An entire civilization disappeared seemingly overnight somewhere far away across the stars. Decades later, you’re sent in as a mercenary to figure out what happened — not because you’re a hero, but because you’re expendable.
In Marathon, almost everything you learn about that mystery comes not from cutscenes or exploration, but from the people paying you. As you complete contracts and connect with new factions, corporate liaisons call in, each trying to steer you toward their version of the truth. You’re drip-fed the story one transaction at a time — and you’re paid to participate in it.
This narrative gimmick helps make Marathon the most compelling video game of 2026 thus far. But it’s also what made 2023’s Armored Core 6: Fires of Rubicon so memorable as well.
Despite sharing a similar premise, intense difficulty, and mature sci-fi vibes, these two games could not be more different. Marathon is a first-person extraction shooter. You play as a disembodied consciousness who pilots disposable Runner shells on the abandoned colony of Tau Ceti IV. You loot what you can on each run, survive firefights against enemy players and NPC robots, and pray that you can exfiltrate offworld before you’re killed and lose everything.
Armored Core 6 takes place on Rubicon, a planet destroyed decades ago by a mysterious disaster. In this third-person action game, you play as a cybernetically modified human piloting your mecha to earn some cash as a merc for the various factions at play. Strip away the genre differences, and the similarity becomes obvious: you are a tool. The story is told through the people who use you — but at least you still get to choose who to work for.
If you find yourself hooked on the way Marathon slowly unravels its mystery through the contracts and chatter with various vendors, Armored Core 6 offers a similar experience with even more depth and a more streamlined narrative.
You play as a silent mercenary known only as Raven (a stolen callsign, by the way).
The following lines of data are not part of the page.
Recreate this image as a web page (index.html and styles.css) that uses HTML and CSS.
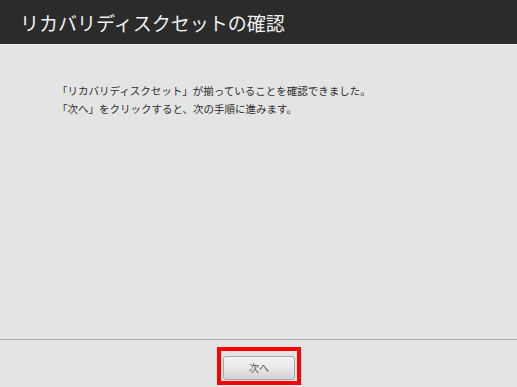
FILE: index.html
```html
<!DOCTYPE html>
<html lang="ja">

<head>
    <meta charset="UTF-8">
    <meta name="viewport" content="width=device-width, initial-scale=1.0">
    <title>リカバリディスクセットの確認</title>
    <link rel="stylesheet" href="styles.css">
</head>

<body>
    <div class="window">
        <div class="header">
            <h1>リカバリディスクセットの確認</h1>
        </div>

        <div class="content">
            <p>「リカバリディスクセット」が揃っていることを確認できました。</p>
            <p>「次へ」をクリックすると、次の手順に進みます。</p>
        </div>

        <div class="footer">
            <div class="highlight">
                <button class="next-btn">次へ</button>
            </div>
        </div>
    </div>
</body>

</html>
```

FILE: styles.css
```css
html, body {
    margin: 0;
    padding: 0;
}

body {
    font-family: "Noto Sans CJK JP", "Liberation Sans", sans-serif;
    background-color: #e4e4e4;
}

.window {
    display: flex;
    flex-direction: column;
    width: 517px;
    height: 387px;
    background-color: #e4e4e4;
}

.header {
    height: 45px;
    box-sizing: border-box;
    background-color: #2b2b2b;
    border-bottom: 1px solid #f2f2f2;
    display: flex;
    align-items: center;
    padding-left: 20px;
}

.header h1 {
    margin: 0;
    font-size: 19px;
    font-weight: normal;
    color: #f0f0f0;
    line-height: 1;
}

.content {
    flex: 1;
    padding: 37px 0 0 57px;
    color: #2e2e2e;
    font-size: 10.5px;
}

.content p {
    margin: 0;
    line-height: 18px;
}

.footer {
    height: 48px;
    box-sizing: border-box;
    border-top: 1px solid #a8a8a8;
    display: flex;
    justify-content: center;
    padding-top: 7px;
    padding-left: 1px;
}

.highlight {
    border: 4px solid #ff0000;
    padding: 2px;
    height: 26px;
}

.next-btn {
    width: 72px;
    height: 24px;
    margin: 0;
    padding: 0;
    font-family: inherit;
    font-size: 10px;
    color: #555;
    background: linear-gradient(to bottom, #f4f4f4 0%, #e8e8e8 50%, #d4d4d4 100%);
    border: 1px solid #a6a6a6;
    border-radius: 3px;
    cursor: pointer;
}
```
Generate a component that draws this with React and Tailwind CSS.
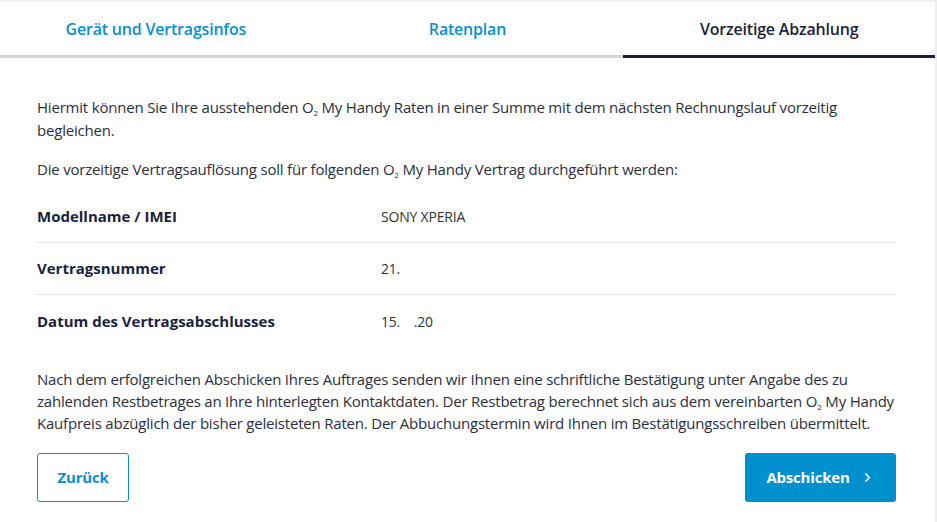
import React from 'react';
import { ChevronRight } from 'lucide-react';

const O2 = () => (
  <span>
    O<span className="inline-block text-[8px] leading-none align-[-3px]">2</span>
  </span>
);

const tabs = [
  { label: 'Gerät und Vertragsinfos', active: false },
  { label: 'Ratenplan', active: false },
  { label: 'Vorzeitige Abzahlung', active: true },
];

const rows = [
  { label: 'Modellname / IMEI', value: 'SONY XPERIA' },
  { label: 'Vertragsnummer', value: '21.' },
  { label: 'Datum des Vertragsabschlusses', value: '15.    .20' },
];

const App = () => {
  return (
    <div className="w-[937px] h-[522px] bg-white overflow-hidden" style={{ fontFamily: '"Open Sans", "Noto Sans", sans-serif' }}>
      <div className="flex h-full border-t-2 border-[#f1f1f3]">
        <div className="w-[935px] flex flex-col">
          <div className="flex">
            {tabs.map((t) => (
              <div
                key={t.label}
                className={`flex-1 h-[56px] flex items-center justify-center text-[16px] font-semibold tracking-[-0.2px] border-b-[3px] ${
                  t.active ? 'text-[#1b1f3e] border-[#1b1f3e]' : 'text-[#0a8fcd] border-[#d6d6da]'
                }`}
              >
                {t.label}
              </div>
            ))}
          </div>

          <div className="px-[37px] pt-[38px] text-[15px] tracking-[-0.2px] text-[#2c2e3e]">
            <p className="leading-[23px]">
              Hiermit können Sie Ihre ausstehenden <O2 /> My Handy Raten in einer Summe mit dem nächsten Rechnungslauf vorzeitig
              <br />
              begleichen.
            </p>
            <p className="leading-[23px] mt-[16px]">
              Die vorzeitige Vertragsauflösung soll für folgenden <O2 /> My Handy Vertrag durchgeführt werden:
            </p>

            <div className="mt-[10px] mr-[2px]">
              {rows.map((r, i) => (
                <div
                  key={r.label}
                  className={`flex items-center h-[52px] ${i < rows.length - 1 ? 'border-b border-[#e3e3e6]' : ''}`}
                >
                  <div className="w-[344px] font-bold tracking-normal text-[#1b1f3e]">{r.label}</div>
                  <div className="text-[14px] text-[#333] whitespace-pre">{r.value}</div>
                </div>
              ))}
            </div>

            <p className="leading-[22px] mt-[21px] whitespace-nowrap">
              Nach dem erfolgreichen Abschicken Ihres Auftrages senden wir Ihnen eine schriftliche Bestätigung unter Angabe des zu
              <br />
              zahlenden Restbetrages an Ihre hinterlegten Kontaktdaten. Der Restbetrag berechnet sich aus dem vereinbarten <O2 /> My Handy
              <br />
              Kaufpreis abzüglich der bisher geleisteten Raten. Der Abbuchungstermin wird Ihnen im Bestätigungsschreiben übermittelt.
            </p>

            <div className="flex justify-between mt-[19px] mr-[2px]">
              <button className="w-[92px] h-[49px] border border-[#0a8fcd] rounded-[3px] text-[#0a8fcd] font-bold text-[15px]">
                Zurück
              </button>
              <button className="w-[151px] h-[49px] bg-[#0090d0] rounded-[3px] text-white font-bold text-[15px] flex items-center justify-center gap-[10px]">
                Abschicken
                <ChevronRight size={15} strokeWidth={2.5} />
              </button>
            </div>
          </div>
        </div>
        <div className="w-[2px] bg-[#efeff1]" />
      </div>
    </div>
  );
};

export default App;
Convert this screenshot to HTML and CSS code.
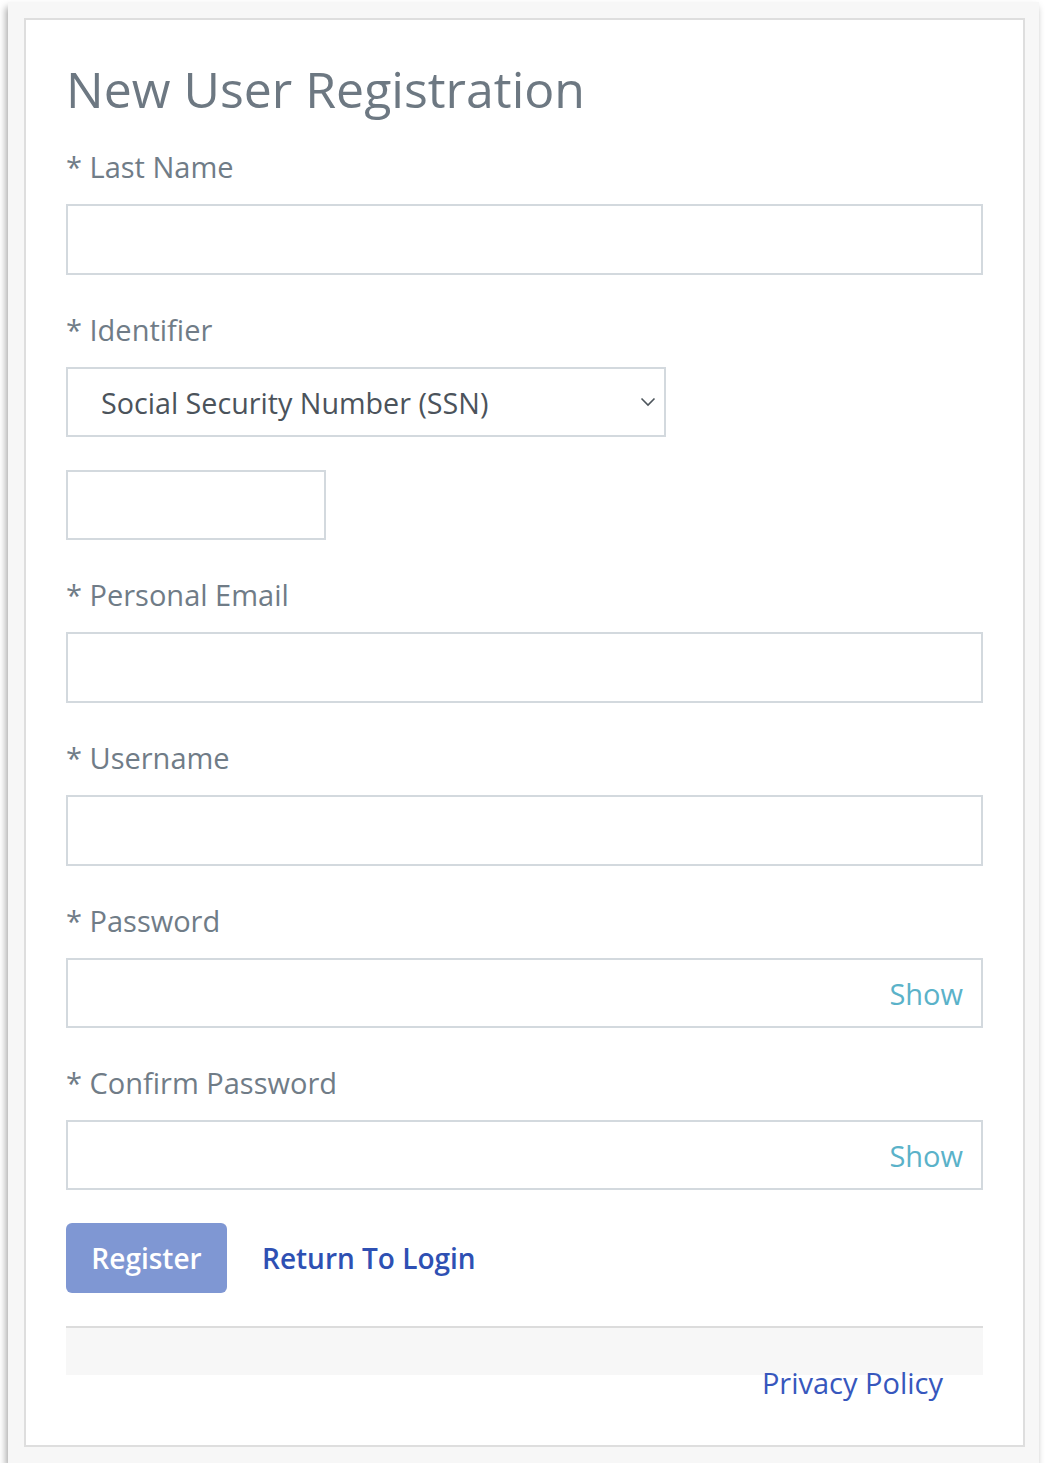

Whatever personality the game has comes from the voices in your ear. For most of the game, that’s the cold and commanding voice of Handler Walter and the constant guidance coming from the ALLMIND artificial intelligence. Armored Core 6 offers a branching narrative where your decisions and interactions with various parties determine the outcome. Side with one faction and you might get locked out of helping the other. This gives the game a great deal of replay value, and I sort of wish Marathon took a similar approach when it came to the factions.
Combat is punishing and fast-paced in Armored Core 6, but the level of customization allows you to kit out your Armored Core in whatever way suits your playstyle. All of your choices — from who you take credits from to what kind of weapons you attach to your robot — fundamentally shape the experience.
Marathon offers that same kind of flexibility. Combat can feel unforgiving at times, but as you settle into your favorite runner shells with unique abilities and gradually collect better gear, things get easier. It’s all about finding a playstyle and gameplay flow that works for you.
Ironically, Armored Core 6’s story feels like a sprint, while Marathon’s is a true marathon. The game is only a few weeks old, but the framework is already clear: player choices will shape the story over time, as evolving relationships with faction vendors deepen the mystery season by season. The first season’s raid-like Cryo Archive map only just hit the game on March 18, and players had to work together to solve an interactive community puzzle just to unlock it. This is a novel approach that reinforces the idea that player agency matters more than in most games.
In both games, you’re not the hero of the story. You’re just the vessel being used to tell it. The only difference is how long that story takes to play out. Marathon could take years, but if you love the vibes and want closure after about 15 to 20 hours, then Armored Core 6 is well worth your time.
If only we had Armored Cores on Tau Ceti VI. Those UESC bots wouldn’t stand a chance.